II. Creation of Indexes

  1. Syntax: Use the CREATE INDEX statement. The basic syntax is:
CREATE [UNIQUE] [CLUSTERED | NONCLUSTERED] INDEX index_name
ON table_name (column1 [ASC|DESC], column2 [ASC|DESC], ...);
  • index_name: A descriptive name for your index.
  • table_name: The table on which the index is to be created.
  • column1, column2, ...: The columns to include in the index. You can specify ascending (ASC) or descending (DESC) order.
  1. Execution: Run the CREATE INDEX command in your database management system (DBMS). This process can take time for large tables, especially if it's a clustered index (as it involves physically reordering the data).

III. Monitoring and Maintenance (After Creation)

  1. Monitor Index Usage:
  • Use database-specific tools or Dynamic Management Views (DMVs) (e.g., sys.dm_db_index_usage_stats in SQL Server) to track how frequently indexes are being used by queries.
  • Identify unused or underutilized indexes.
  1. Analyze Query Execution Plans:
  • Use EXPLAIN (PostgreSQL, MySQL) or SHOW PLAN (SQL Server) to see how the database optimizer is using (or not using) your indexes. This helps in understanding if your indexes are effective.
  1. Identify and Address Fragmentation:
  • Over time, as data is inserted, updated, and deleted, indexes can become fragmented. Fragmentation can degrade query performance.
  • Monitor fragmentation levels (e.g., sys.dm_db_index_physical_stats in SQL Server).
  1. Perform Index Maintenance:
  • Reorganize Index: A lighter operation that defragments the index without rebuilding it from scratch. It reorders the leaf-level pages of the index. (e.g., ALTER INDEX ... REORGANIZE in SQL Server).
  • Rebuild Index: A more intensive operation that drops and re-creates the index. This removes fragmentation completely and can improve performance more significantly. (e.g., ALTER INDEX ... REBUILD in SQL Server). Automate these tasks using scheduled jobs or maintenance plans.
  1. Remove Unnecessary Indexes:
  • If an index is not being used or is providing little to no performance benefit, it's best to remove it to reduce storage overhead and improve write performance.
  • Use the DROP INDEX statement:
DROP INDEX index_name ON table_name; -- SQL Server
DROP INDEX index_name; -- PostgreSQL, Oracle
ALTER TABLE table_name DROP INDEX index_name; -- MySQL
  1. Review and Re-evaluate:
  • Regularly review your indexing strategy as your data and query patterns evolve.
  • Adjust indexes as needed based on performance analysis and business requirements.

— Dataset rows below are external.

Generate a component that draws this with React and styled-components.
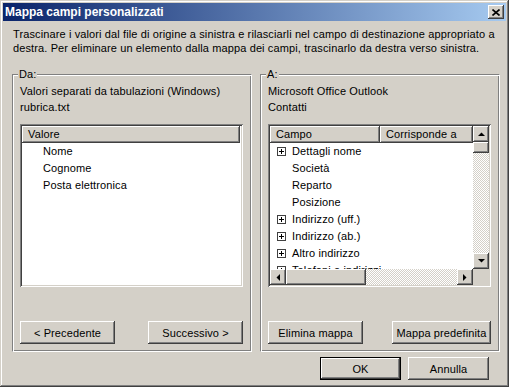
import React from 'react';
import styled, { createGlobalStyle, css } from 'styled-components';

const GlobalStyle = createGlobalStyle`
  html, body {
    margin: 0;
    padding: 0;
    background: #d4d0c8;
  }
  body {
    font-family: "Liberation Sans", Arial, sans-serif;
    font-size: 11px;
    letter-spacing: 0.12px;
    color: #000;
  }
  * {
    box-sizing: border-box;
  }
`;

const raised = css`
  background: #d4d0c8;
  box-shadow: inset -1px -1px #404040, inset 1px 1px #fff, inset -2px -2px #808080, inset 2px 2px #d4d0c8;
`;

const checker = css`
  background: repeating-conic-gradient(#fff 0 25%, #d4d0c8 0 50%) 0 0 / 2px 2px;
`;

const Window = styled.div`
  width: 509px;
  height: 387px;
  padding: 3px;
  display: flex;
  flex-direction: column;
  background: #d4d0c8;
  box-shadow: inset -1px -1px #404040, inset 1px 1px #d4d0c8, inset -2px -2px #808080, inset 2px 2px #fff;
`;

const TitleBar = styled.div`
  height: 18px;
  display: flex;
  align-items: center;
  justify-content: space-between;
  padding: 0 2px 0 2px;
  background: linear-gradient(to right, #0a246a, #a6caf0);
`;

const TitleText = styled.span`
  color: #fff;
  font-weight: bold;
  font-size: 12px;
  letter-spacing: 0;
  line-height: 18px;
  white-space: nowrap;
`;

const CloseButton = styled.div`
  ${raised};
  width: 16px;
  height: 14px;
  display: flex;
  align-items: center;
  justify-content: center;
`;

const Content = styled.div`
  flex: 1;
  display: flex;
  flex-direction: column;
  padding: 0 6px 4px 9px;
`;

const Instructions = styled.div`
  margin: 6px 0 0 1px;
  line-height: 14px;
  white-space: nowrap;
`;

const Groups = styled.div`
  display: flex;
  gap: 8px;
  margin-top: 19px;
`;

const Group = styled.div`
  position: relative;
  width: 240px;
  height: 278px;
  display: flex;
  flex-direction: column;
  padding: 8px 8px 7px 7px;
  border: 1px solid;
  border-color: #808080 #fff #fff #808080;
  box-shadow: inset 1px 1px #fff, inset -1px -1px #808080;
`;

const GroupLabel = styled.span`
  position: absolute;
  top: -7px;
  left: 5px;
  padding: 0 1px;
  line-height: 13px;
  background: #d4d0c8;
`;

const InfoLine = styled.div`
  line-height: 16px;
  white-space: nowrap;
`;

const ListBox = styled.div`
  margin-top: 9px;
  height: 163px;
  padding: 2px;
  background: #fff;
  box-shadow: inset 1px 1px #808080, inset -1px -1px #fff, inset 2px 2px #404040, inset -2px -2px #d4d0c8;
  display: grid;
  overflow: hidden;
  ${(p) =>
    p.$scroll
      ? css`
          grid-template-columns: 1fr 16px;
          grid-template-rows: 1fr 16px;
        `
      : css`
          grid-template-rows: 17px 1fr;
        `}
`;

const ListArea = styled.div`
  overflow: hidden;
  min-width: 0;
  min-height: 0;
`;

const HeaderRow = styled.div`
  display: flex;
  height: 17px;
  padding-right: ${(p) => p.$gap || 0}px;
`;

const HeaderCell = styled.div`
  ${raised};
  flex: ${(p) => (p.$width ? `0 0 ${p.$width}px` : '1')};
  height: 17px;
  line-height: 16px;
  padding-left: 6px;
  white-space: nowrap;
  overflow: hidden;
`;

const Row = styled.div`
  height: 17px;
  line-height: 17px;
  display: flex;
  align-items: center;
  padding-left: ${(p) => p.$indent}px;
  white-space: nowrap;
`;

const PlusBox = styled.span`
  flex: 0 0 9px;
  width: 9px;
  height: 9px;
  margin-left: 7px;
  margin-right: 6px;
  border: 1px solid #404040;
  background: #fff;
  display: flex;
  align-items: center;
  justify-content: center;
`;

const VScroll = styled.div`
  display: flex;
  flex-direction: column;
  min-height: 0;
`;

const HScroll = styled.div`
  display: flex;
`;

const ArrowButton = styled.div`
  ${raised};
  flex: 0 0 16px;
  width: 16px;
  height: 16px;
  display: flex;
  align-items: center;
  justify-content: center;
`;

const Thumb = styled.div`
  ${raised};
  flex: 0 0 ${(p) => p.$size}px;
`;

const Track = styled.div`
  ${checker};
  flex: 1;
`;

const Corner = styled.div`
  background: #d4d0c8;
`;

const ButtonRow = styled.div`
  margin-top: auto;
  display: flex;
  justify-content: space-between;
`;

const Button = styled.button`
  ${raised};
  width: ${(p) => p.$width}px;
  height: 23px;
  padding: 0;
  border: none;
  font-family: "Liberation Sans", Arial, sans-serif;
  font-size: 11px;
  letter-spacing: 0.12px;
  color: #000;
  white-space: nowrap;
  ${(p) =>
    p.$default &&
    css`
      border: 1px solid #000;
    `}
`;

const Footer = styled.div`
  margin-top: 5px;
  margin-right: 11px;
  display: flex;
  justify-content: flex-end;
  gap: 7px;
`;

const Arrow = ({ dir }) => {
  const shapes = {
    up: '0,4 7,4 3.5,0.5',
    down: '0,0 7,0 3.5,3.5',
    left: '4,0 4,7 0.5,3.5',
    right: '0,0 0,7 3.5,3.5',
  };
  const vertical = dir === 'up' || dir === 'down';
  return (
    <svg width={vertical ? 7 : 4} height={vertical ? 4 : 7} viewBox={vertical ? '0 0 7 4' : '0 0 4 7'}>
      <polygon points={shapes[dir]} fill="#000" />
    </svg>
  );
};

const Plus = () => (
  <PlusBox>
    <svg width="5" height="5" viewBox="0 0 5 5">
      <path d="M0 2.5H5M2.5 0V5" stroke="#000" strokeWidth="1" />
    </svg>
  </PlusBox>
);

const sourceFields = ['Nome', 'Cognome', 'Posta elettronica'];

const targetFields = [
  { label: 'Dettagli nome', group: true },
  { label: 'Società' },
  { label: 'Reparto' },
  { label: 'Posizione' },
  { label: 'Indirizzo (uff.)', group: true },
  { label: 'Indirizzo (ab.)', group: true },
  { label: 'Altro indirizzo', group: true },
  { label: 'Telefoni e indirizzi', group: true },
];

const App = () => (
  <>
    <GlobalStyle />
    <Window>
      <TitleBar>
        <TitleText>Mappa campi personalizzati</TitleText>
        <CloseButton>
          <svg width="8" height="7" viewBox="0 0 8 7">
            <path d="M0.5 0.5L7.5 6.5M7.5 0.5L0.5 6.5" stroke="#000" strokeWidth="1.6" />
          </svg>
        </CloseButton>
      </TitleBar>
      <Content>
        <Instructions>
          Trascinare i valori dal file di origine a sinistra e rilasciarli nel campo di destinazione appropriato a
          <br />
          destra. Per eliminare un elemento dalla mappa dei campi, trascinarlo da destra verso sinistra.
        </Instructions>
        <Groups>
          <Group>
            <GroupLabel>Da:</GroupLabel>
            <InfoLine>Valori separati da tabulazioni (Windows)</InfoLine>
            <InfoLine>rubrica.txt</InfoLine>
            <ListBox>
              <HeaderRow $gap={1}>
                <HeaderCell>Valore</HeaderCell>
              </HeaderRow>
              <ListArea>
                {sourceFields.map((f) => (
                  <Row key={f} $indent={21}>
                    {f}
                  </Row>
                ))}
              </ListArea>
            </ListBox>
            <ButtonRow>
              <Button $width={95}>&lt; Precedente</Button>
              <Button $width={95}>Successivo &gt;</Button>
            </ButtonRow>
          </Group>
          <Group>
            <GroupLabel>A:</GroupLabel>
            <InfoLine>Microsoft Office Outlook</InfoLine>
            <InfoLine>Contatti</InfoLine>
            <ListBox $scroll>
              <ListArea>
                <HeaderRow>
                  <HeaderCell $width={110}>Campo</HeaderCell>
                  <HeaderCell>Corrisponde a</HeaderCell>
                </HeaderRow>
                {targetFields.map((f) => (
                  <Row key={f.label} $indent={f.group ? 0 : 22}>
                    {f.group && <Plus />}
                    {f.label}
                  </Row>
                ))}
              </ListArea>
              <VScroll>
                <ArrowButton>
                  <Arrow dir="up" />
                </ArrowButton>
                <Thumb $size={11} />
                <Track />
                <ArrowButton>
                  <Arrow dir="down" />
                </ArrowButton>
              </VScroll>
              <HScroll>
                <ArrowButton>
                  <Arrow dir="left" />
                </ArrowButton>
                <Thumb $size={80} />
                <Track />
                <ArrowButton>
                  <Arrow dir="right" />
                </ArrowButton>
              </HScroll>
              <Corner />
            </ListBox>
            <ButtonRow>
              <Button $width={95}>Elimina mappa</Button>
              <Button $width={99}>Mappa predefinita</Button>
            </ButtonRow>
          </Group>
        </Groups>
        <Footer>
          <Button $width={81} $default>
            OK
          </Button>
          <Button $width={81}>Annulla</Button>
        </Footer>
      </Content>
    </Window>
  </>
);

export default App;
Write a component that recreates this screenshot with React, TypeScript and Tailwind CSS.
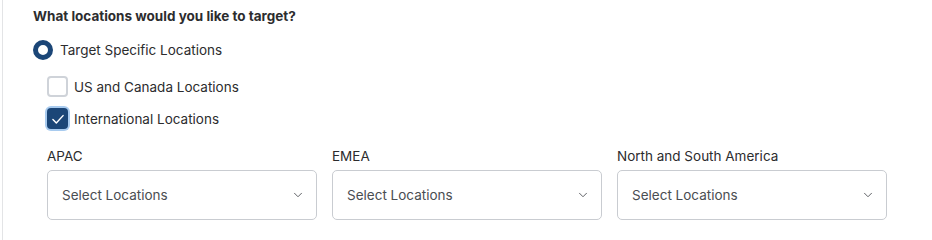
import { ChevronDown } from "lucide-react";

const regions = ["APAC", "EMEA", "North and South America"];

function Checkbox({ checked, label }: { checked: boolean; label: string }) {
  return (
    <label className="flex items-center gap-[6px]">
      {checked ? (
        <span className="flex h-[21px] w-[21px] items-center justify-center rounded-[4px] bg-[#1b4677] ring-2 ring-[#a8cbef]">
          <svg viewBox="0 0 16 16" className="h-[18px] w-[18px]" fill="none" stroke="white" strokeWidth="1.3" strokeLinecap="round" strokeLinejoin="round">
            <path d="M3.5 8.5l3 3 6-6.5" />
          </svg>
        </span>
      ) : (
        <span className="h-[21px] w-[21px] rounded-[4px] border-2 border-[#cfd3d9] bg-white" />
      )}
      <span className="text-[13.5px] text-[#2c2c2e]">{label}</span>
    </label>
  );
}

function RegionSelect({ label }: { label: string }) {
  return (
    <div className="flex flex-col">
      <span className="mb-[6px] text-[13.5px] leading-[16px] text-[#2c2c2e]">{label}</span>
      <button type="button" className="flex h-[50px] items-center justify-between rounded-[5px] border border-[#c9ccd1] bg-white pl-[14px] pr-[11px] text-left">
        <span className="text-[13.5px] text-[#4a4d52]">Select Locations</span>
        <ChevronDown className="h-[14px] w-[14px] text-[#4a4d52]" strokeWidth={1.5} />
      </button>
    </div>
  );
}

export default function App() {
  return (
    <div className="h-[240px] w-[932px] bg-white font-['Inter','Liberation_Sans',sans-serif]">
      <div className="ml-[2px] h-full border-l border-[#e3e4e6] pl-[30px] pt-[7px]">
        <h2 className="text-[13.5px] font-bold leading-[18px] text-[#2c2c2e]">What locations would you like to target?</h2>

        <label className="mt-[15px] flex items-center gap-[7px]">
          <span className="h-[20px] w-[20px] rounded-full border-[5px] border-[#1b4677] bg-white" />
          <span className="text-[13.5px] text-[#2c2c2e]">Target Specific Locations</span>
        </label>

        <div className="ml-[14px] mt-[16px] flex flex-col gap-[11px]">
          <Checkbox checked={false} label="US and Canada Locations" />
          <Checkbox checked label="International Locations" />
        </div>

        <div className="ml-[14px] mt-[19px] grid w-[840px] grid-cols-3 gap-[15px]">
          {regions.map((region) => <RegionSelect key={region} label={region} />)}
        </div>
      </div>
    </div>
  );
}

By following these steps, you can effectively implement and manage SQL indexes to significantly improve the performance of your database applications.


How it's fetched in MySQL (Huge Records vs. 10 Records):

  • Huge Records (e.g., 100,000,000 records):
    • Without Index: Finding a specific record would be like searching for a needle in a massive haystack. MySQL would have to check millions of rows, taking a very long time (seconds, minutes, or even longer).
    • With Index: The index acts like a detailed map. MySQL uses the map to go directly to the handful of locations where the "needle" might be. The difference in speed is enormous.
  • 10 Records:
    • Without Index: MySQL would quickly scan all 10 records. It's so few that the overhead of using an index might actually be slower than just scanning them directly.
    • With Index: MySQL would still use the index if it exists and is deemed beneficial by the optimizer. However, the performance difference compared to a full scan would be negligible, or sometimes even slightly worse due to the overhead of going through the index structure. This highlights an important point: Indexes are most beneficial for large tables. For very small tables, they might not offer much, or could even slightly decrease performance due to their overhead.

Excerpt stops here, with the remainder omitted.